I really wish I had Climates handy, actually, because this may be the first time I've had no memory whatsoever of a scene that made the top ten (from a film I did in fact see). I would have sworn under oath that the only interaction between Mr. and Mrs. Ceylan in the winter section took place in the car at the very end. And it's only been nine months or so since I saw it.
Another scene is forthcoming for which I have no clip handy. Paradoxically, it's easier for me to make clips from big studio movies still in theaters, since those are all over the Internet.

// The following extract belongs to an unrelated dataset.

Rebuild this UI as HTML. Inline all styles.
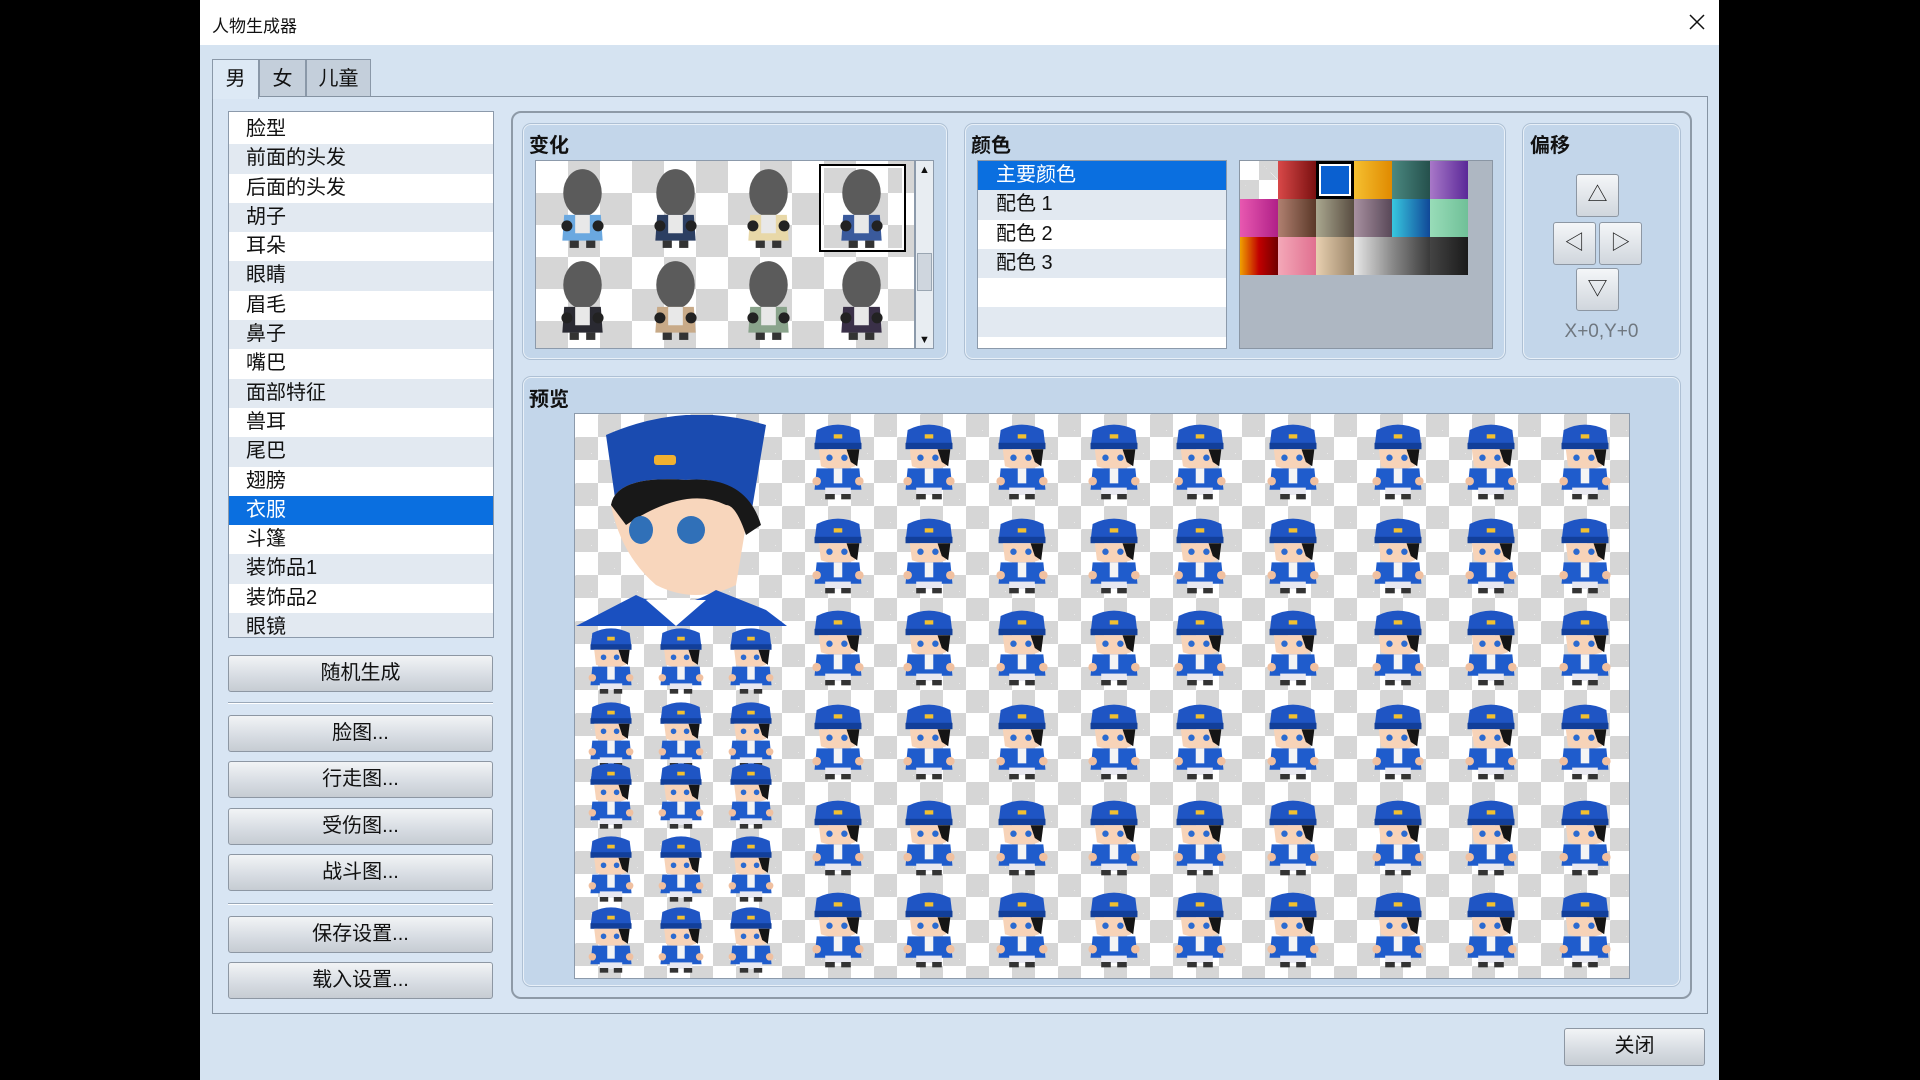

Whereas my screeners for tiny/foreign movies have mostly been sent out to voters living in the boondocks.
Given the name of this blog, the clip situation is doubly disturbing. Are there no friendly Turks in Park Slope?
I also have no memory of this scene. But then I didn't think much of the movie.
Actually, what made the movie for me was the winter section, where the push-pull dynamic of the Last Ditch Effort to Win Her Back move was charted with canny precision. There's regret, self-loathing, followed by a kind of ball's out desperation.
The scene in the hotel is fantastic, especially the focus-pulls and the way in which Ceylan obstructs the object of the shot with an out-of-focus body part. Like Denis, Ceylan turns lovemaking into abstract collision of disembodied flesh, but the cutting and framing renders the whole thing mournful rather than romantic.
And LITTLE MISS SUNSHINE finished ahead of this? When we did we turn into Cinemarati?
Climates (#26) actually got more votes than Little Miss Sunshine (#21), but the three people who liked the latter evidently liked it a whole lot.
Replace Nuri and Ebru with actors and I'm on board.